If a billion dollars doesn’t make you free enough to sit down with your brother then that is no path to freedom.  You’re a slave and a scared-to-death Negro. We can’t be free with that. We’ll never be free with scared to death people trying to lead us.  …

We really need to sit down together as brothers and sisters and plan an effective economic strategy to pull our people up out of this poverty and want that is rooted in ignorance. …  

I watch how the Jewish people do it. They are wonderful to study. 

The Honorable Elijah Muhammad said, “Study the White man.” Don’t be ashamed to study him. When he was in the caves of Europe, he studied Black wisdom and became a giant.  We shouldn’t be too proud to study them but don’t study them with a worshipping mind. 

I had a talk with a great Jewish billionaire.  It was arranged by Mike Wallace and Rock Newman. And I met this man in his penthouse apartment, Edgar Bronfman is his name.  He owned Seagram’s.  I was in his penthouse and when he walked in the room.  He comes in and says, “How are you, Mr. Farrakhan.  Would you like a drink”?  I said, “Oh, Mr. Bronfman, I don’t drink.”

He said, “You drink orange juice, don’t you”?  I said, “Yes, sir.”  He said, “Well, that’s me.”  He said, “You listen to music”?  I said, “Yes, sir.”  He said, “That’s me.”  “Do you go to the movies”?  I said, “Occasionally.”  He said, “That’s me.”  …

I said, “I know you’re a very powerful, influential man.  But when the God I serve gets ready to bring you in, all your power and your influence can’t keep you here one fraction of a second when your time is up.”  So who’s the real power?

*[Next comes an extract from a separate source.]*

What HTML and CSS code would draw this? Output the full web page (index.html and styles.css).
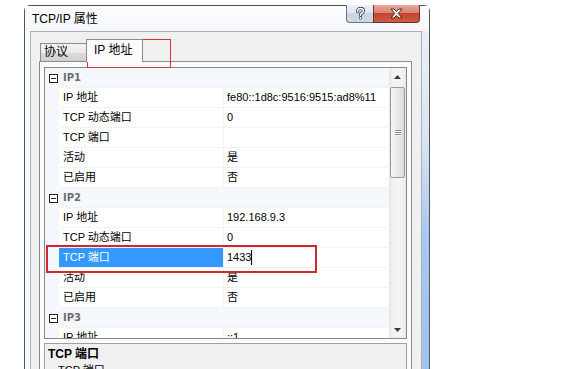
FILE: index.html
```html
<!DOCTYPE html>
<html>
<head>
<meta charset="utf-8">
<link rel="stylesheet" href="styles.css">
</head>
<body>
<div class="window">
  <div class="titlebar">
    <span class="title">TCP/IP 属性</span>
    <div class="caption">
      <div class="cbtn help">
        <svg width="13" height="13" viewBox="0 0 13 13">
          <path d="M3.6 4.4 C3.6 2.4 5 1.4 6.5 1.4 C8.2 1.4 9.5 2.4 9.5 4 C9.5 5.6 7.4 6 6.5 7.2 L6.5 8.3" fill="none" stroke="#3b4756" stroke-width="3.2" stroke-linecap="round"/>
          <circle cx="6.5" cy="11" r="1.6" fill="#3b4756"/>
          <path d="M3.6 4.4 C3.6 2.4 5 1.4 6.5 1.4 C8.2 1.4 9.5 2.4 9.5 4 C9.5 5.6 7.4 6 6.5 7.2 L6.5 8.3" fill="none" stroke="#fff" stroke-width="1.5" stroke-linecap="round"/>
          <circle cx="6.5" cy="11" r="0.9" fill="#fff"/>
        </svg>
      </div>
      <div class="cbtn close">
        <svg width="13" height="11" viewBox="0 0 13 11">
          <path d="M1 1 L4 1 L6.5 3.6 L9 1 L12 1 L8.2 5.5 L12 10 L9 10 L6.5 7.4 L4 10 L1 10 L4.8 5.5 Z" fill="#fff" stroke="#4a2420" stroke-width="1" stroke-linejoin="round"/>
        </svg>
      </div>
    </div>
  </div>
  <div class="client">
    <div class="tabs">
      <div class="tab">协议</div>
      <div class="tab active">IP 地址</div>
    </div>
    <div class="tabpage">
      <div class="grid">
        <div class="rows">
          <div class="row cat"><span class="gut"><svg width="9" height="9" viewBox="0 0 9 9"><rect x="0.5" y="0.5" width="8" height="8" fill="#fff" stroke="#222"/><path d="M2 4.5 H7" stroke="#222"/></svg></span><span class="name">IP1</span></div>
          <div class="row"><span class="gut"></span><span class="name">IP 地址</span><span class="val">fe80::1d8c:9516:9515:ad8%11</span></div>
          <div class="row"><span class="gut"></span><span class="name">TCP 动态端口</span><span class="val">0</span></div>
          <div class="row"><span class="gut"></span><span class="name">TCP 端口</span><span class="val"></span></div>
          <div class="row"><span class="gut"></span><span class="name">活动</span><span class="val">是</span></div>
          <div class="row"><span class="gut"></span><span class="name">已启用</span><span class="val">否</span></div>
          <div class="row cat"><span class="gut"><svg width="9" height="9" viewBox="0 0 9 9"><rect x="0.5" y="0.5" width="8" height="8" fill="#fff" stroke="#222"/><path d="M2 4.5 H7" stroke="#222"/></svg></span><span class="name">IP2</span></div>
          <div class="row"><span class="gut"></span><span class="name">IP 地址</span><span class="val">192.168.9.3</span></div>
          <div class="row"><span class="gut"></span><span class="name">TCP 动态端口</span><span class="val">0</span></div>
          <div class="row selected"><span class="gut"></span><span class="name">TCP 端口</span><span class="val"><span class="edit">1433</span><span class="caret"></span></span></div>
          <div class="row"><span class="gut"></span><span class="name">活动</span><span class="val">是</span></div>
          <div class="row"><span class="gut"></span><span class="name">已启用</span><span class="val">否</span></div>
          <div class="row cat"><span class="gut"><svg width="9" height="9" viewBox="0 0 9 9"><rect x="0.5" y="0.5" width="8" height="8" fill="#fff" stroke="#222"/><path d="M2 4.5 H7" stroke="#222"/></svg></span><span class="name">IP3</span></div>
          <div class="row"><span class="gut"></span><span class="name">IP 地址</span><span class="val">::1</span></div>
        </div>
        <div class="scrollbar">
          <div class="sb-btn"><svg width="7" height="4" viewBox="0 0 7 4"><path d="M0 4 L3.5 0 L7 4 Z" fill="#3a3a3a"/></svg></div>
          <div class="thumb"><span class="grip"></span><span class="grip"></span><span class="grip"></span></div>
          <div class="track"></div>
          <div class="sb-btn"><svg width="7" height="4" viewBox="0 0 7 4"><path d="M0 0 L7 0 L3.5 4 Z" fill="#3a3a3a"/></svg></div>
        </div>
      </div>
      <div class="desc">
        <div class="desc-title">TCP 端口</div>
        <div class="desc-text">TCP 端口</div>
      </div>
    </div>
  </div>
  <div class="mark mark-tab"></div>
  <div class="mark mark-row"></div>
</div>
</body>
</html>
```

FILE: styles.css
```css
html, body {
  margin: 0;
  padding: 0;
  background: #ffffff;
  overflow: hidden;
  width: 580px;
  height: 369px;
}

.window {
  position: relative;
  box-sizing: border-box;
  margin: 5px 0 0 24px;
  width: 406px;
  height: 380px;
  border: 1px solid #4d5560;
  border-radius: 6px 6px 0 0;
  background:
    linear-gradient(to bottom, #eef2f6 0%, #dbe5f0 35%, #a9c8ec 60%, #9fc2ea 100%) right top / 7px 100% no-repeat,
    linear-gradient(to bottom, #fbfcfd 0%, #f5f7f9 100%);
  font-family: "Liberation Sans", "Noto Sans CJK SC", sans-serif;
}

.titlebar {
  display: flex;
  align-items: flex-start;
  height: 25px;
  padding: 0 9px 0 7px;
  background: linear-gradient(to bottom, #fbfcfd 0%, #f5f7f9 100%);
}

.title {
  font-size: 12px;
  line-height: 27px;
  color: #000;
}

.caption {
  display: flex;
  margin-left: auto;
  margin-top: -1px;
}

.cbtn {
  height: 18px;
  box-sizing: border-box;
  display: flex;
  align-items: center;
  justify-content: center;
  border: 1px solid #6b7684;
  border-top: none;
}

.help {
  width: 27px;
  border-radius: 0 0 0 4px;
  border-right: none;
  background: linear-gradient(to bottom, #edf1f5 0%, #dde5ee 45%, #c6d2df 50%, #cfdae6 100%);
}

.close {
  width: 47px;
  border-color: #5d3530;
  border-radius: 0 0 4px 0;
  background: linear-gradient(to bottom, #e9a99c 0%, #dc8372 45%, #c4432f 50%, #cf5d44 100%);
}

.client {
  box-sizing: border-box;
  margin: 0 7px 0 5px;
  height: 360px;
  border: 1px solid #a5b1be;
  background: #f0f0f0;
}

.tabs {
  display: flex;
  align-items: flex-end;
  height: 22px;
  padding: 7px 0 0 9px;
  font-size: 12px;
  position: relative;
  z-index: 1;
}

.tab {
  box-sizing: border-box;
  height: 18px;
  width: 47px;
  padding-left: 3px;
  line-height: 17px;
  border: 1px solid #898c95;
  border-bottom: none;
  background: linear-gradient(to bottom, #f3f3f3 0%, #ebebeb 50%, #dddddd 51%, #cfcfcf 100%);
  color: #000;
}

.tab.active {
  height: 23px;
  width: 57px;
  margin-left: -1px;
  margin-bottom: -1px;
  padding-left: 7px;
  line-height: 21px;
  background: #fcfcfc;
}

.tabpage {
  box-sizing: border-box;
  margin: 0 9px 0 8px;
  padding: 5px 4px 0 4px;
  height: 320px;
  border: 1px solid #898c95;
  background: #fbfbfb;
}

.grid {
  box-sizing: border-box;
  height: 272px;
  border: 1px solid #828790;
  display: flex;
  background: #fff;
}

.rows {
  flex: 1;
  overflow: hidden;
  font-size: 11px;
}

.row {
  display: flex;
  height: 20px;
}

.gut {
  width: 14px;
  flex: none;
  background: #f4f7fc;
  display: flex;
  align-items: center;
  justify-content: center;
  padding-left: 2px;
  box-sizing: border-box;
}

.name {
  box-sizing: border-box;
  width: 165px;
  flex: none;
  padding-left: 4px;
  line-height: 19px;
  border-right: 1px solid #f0f2f5;
  border-bottom: 1px solid #f0f2f5;
  color: #000;
  white-space: nowrap;
}

.val {
  box-sizing: border-box;
  flex: 1;
  padding-left: 3px;
  line-height: 19px;
  border-bottom: 1px solid #f0f2f5;
  white-space: nowrap;
  display: flex;
  align-items: center;
}

.row.cat .name {
  flex: 1;
  width: auto;
  border-right: none;
  background: #f4f7fc;
  font-weight: bold;
  color: #6d6d6d;
  font-family: "DejaVu Sans", "Noto Sans CJK SC", sans-serif;
  font-size: 10px;
  line-height: 20px;
}

.row.selected .name {
  background: #3399ff;
  color: #fff;
}

.caret {
  width: 1px;
  height: 15px;
  background: #000;
}

.scrollbar {
  width: 17px;
  flex: none;
  display: flex;
  flex-direction: column;
  background: linear-gradient(to right, #e6e6e6 0%, #f3f3f3 25%, #f3f3f3 75%, #e9e9e9 100%);
}

.sb-btn {
  height: 17px;
  flex: none;
  display: flex;
  align-items: center;
  justify-content: center;
}

.thumb {
  box-sizing: border-box;
  height: 91px;
  margin: 2px 1px 0 1px;
  border: 1px solid #9a9a9a;
  border-radius: 2px;
  background: linear-gradient(to right, #f4f4f4 0%, #e9e9e9 50%, #dadada 100%);
  display: flex;
  flex-direction: column;
  align-items: center;
  justify-content: center;
  gap: 1px;
}

.grip {
  width: 6px;
  height: 1px;
  background: #8a8a8a;
  box-shadow: 0 1px 0 #f8f8f8;
}

.track {
  flex: 1;
}

.desc {
  box-sizing: border-box;
  margin-top: 4px;
  height: 40px;
  border: 1px solid #a0a0a0;
  background: #f0f0f0;
  padding: 3px 3px;
}

.desc-title {
  font-weight: bold;
  font-size: 12px;
  line-height: 15px;
}

.desc-text {
  font-size: 11px;
  line-height: 16px;
  padding-left: 10px;
  color: #000;
}

.mark {
  position: absolute;
  pointer-events: none;
}

.mark-tab {
  left: 62px;
  top: 33px;
  width: 82px;
  height: 27px;
  border: 1px solid #d2343b;
}

.mark-row {
  left: 21px;
  top: 239px;
  width: 267px;
  height: 24px;
  border: 2px solid #d0282f;
}
```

When you know God, now you’re able to do real business because there’s not a businessman greater than the God who created all of this and made every creature to be able to find food and build a little nest, or home, or hole for itself.  But here we are made in the image and likeness of God and we’ve become a nation of beggars. That’s disgraceful. … When you know who you are, and when you know whose you are, you don’t let any human make you feel less than what God made you.  God didn’t make n-----s.  N-----s are a product made in America. God makes man and woman.  And as a man and a woman, we must stand up like men and women and command our future.